Lithium batteries do have their quirks, they require a higher voltage charger and have a circuit board inside that turns the battery on and off, called a BMS. If a battery has sat for awhile and not been used, it will need to be “woken up” with a charger that has a lithium setting. When it gets below a certain capacity and needs to be charged, it turns itself completely off.
The regular SLA 7ah feeder batteries will work ok, but they’re about the same price and modern cams are really made to run at the higher lithium voltage. As they get low the camera will lose range and brightness, show it has battery but start doing funny stuff like not sending pics, dying overnight when it gets cold, etc. The lithiums on the other hand will run at 100% voltage until they get to a certain point, start showing 80-90% for a few days then shut off. This sounds like a bad thing at first but it makes it easy to see when they need a charge and the camera will work how it should right up until the battery turns itself off.
Other shite:
I’ve learned the hard way it’s a good idea to zip tie your box and cable onto the tree, post, whatever so varmits can’t pull it out. On tactacams I run the cable through holes on the back so it can’t be easily yanked out.
I am experimenting with solar panel controllers now but can’t recommend any yet, all I’ll say is do your homework. A solar panel that doesn’t have a controller on it can overcharge a battery or fry a camera. With the run time I’m getting, solar isn’t necessary for me.

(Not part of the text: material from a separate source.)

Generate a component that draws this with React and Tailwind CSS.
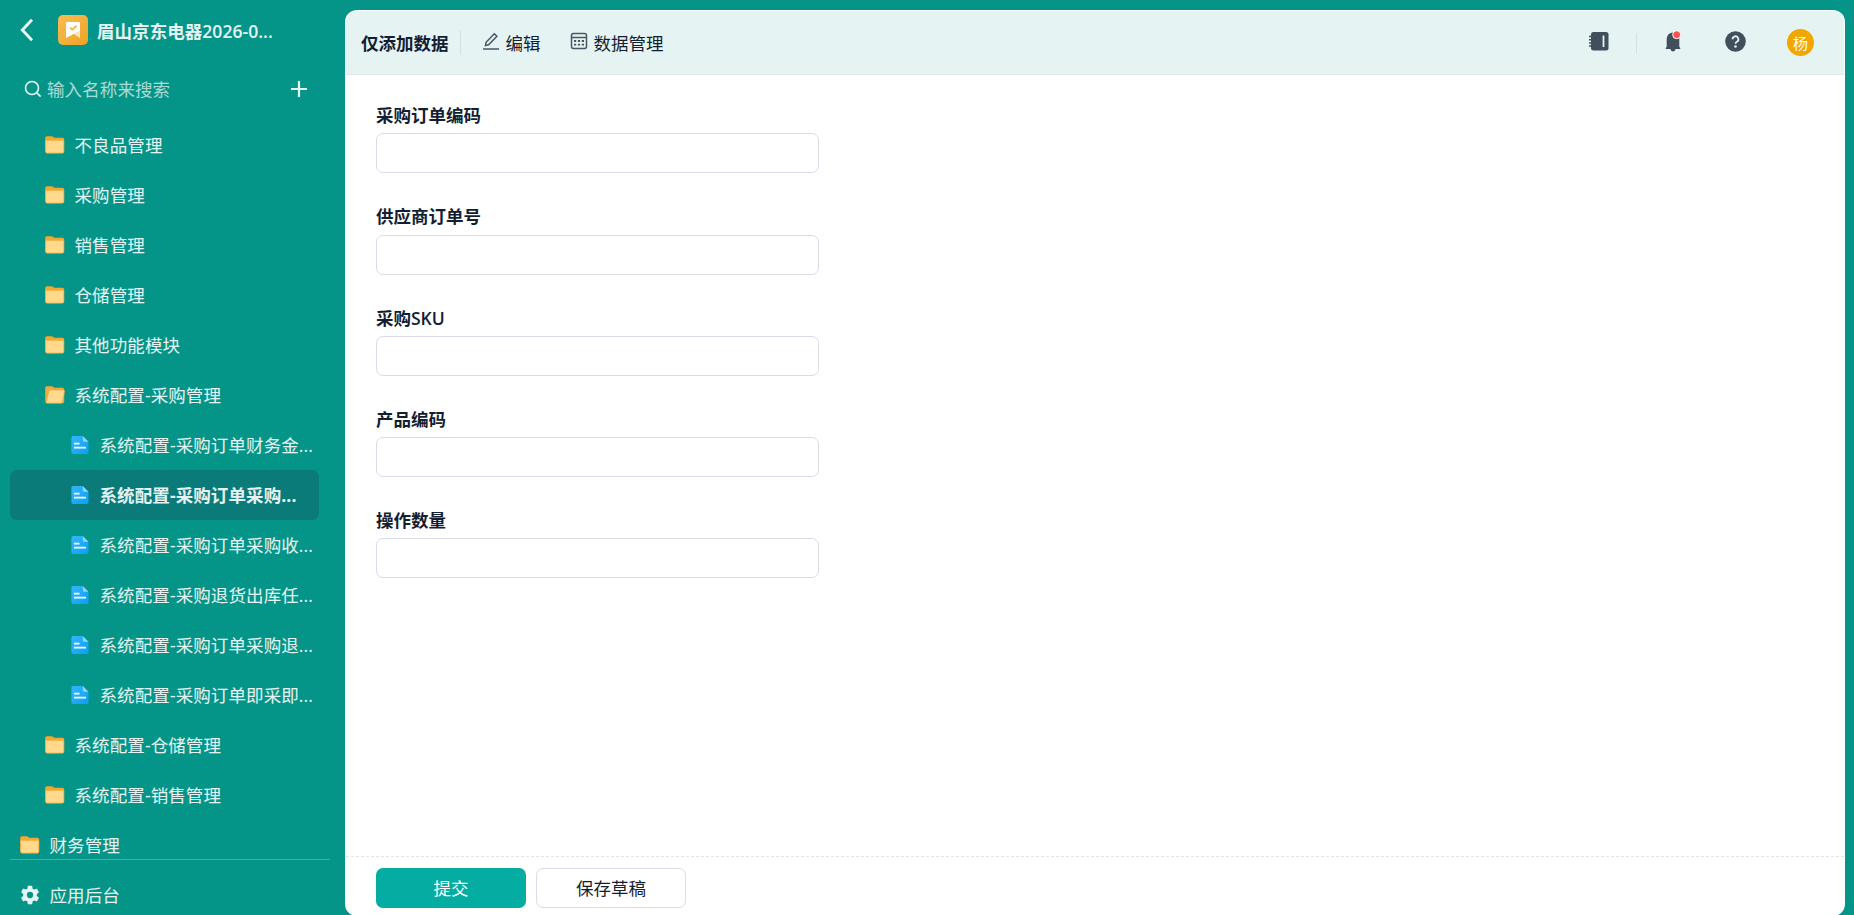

On mineral sites, trails, and unbaited fields getting less pics these will last 3-4 months even set on instant send on tactacams. If over a feeder getting 100+ pics a day, they will run about a month. Your mileage will vary with the camera, flash settings, and delay between pics. I wouldn’t be surprised if these lasted all season on a single charge if you have the cam set to a moderate flash and sending periodically as the cell modem connecting is what consumes the most power. I’ve built a couple using 18ah lithium batteries and they run 2.5 months over a feeder with settings maxed out.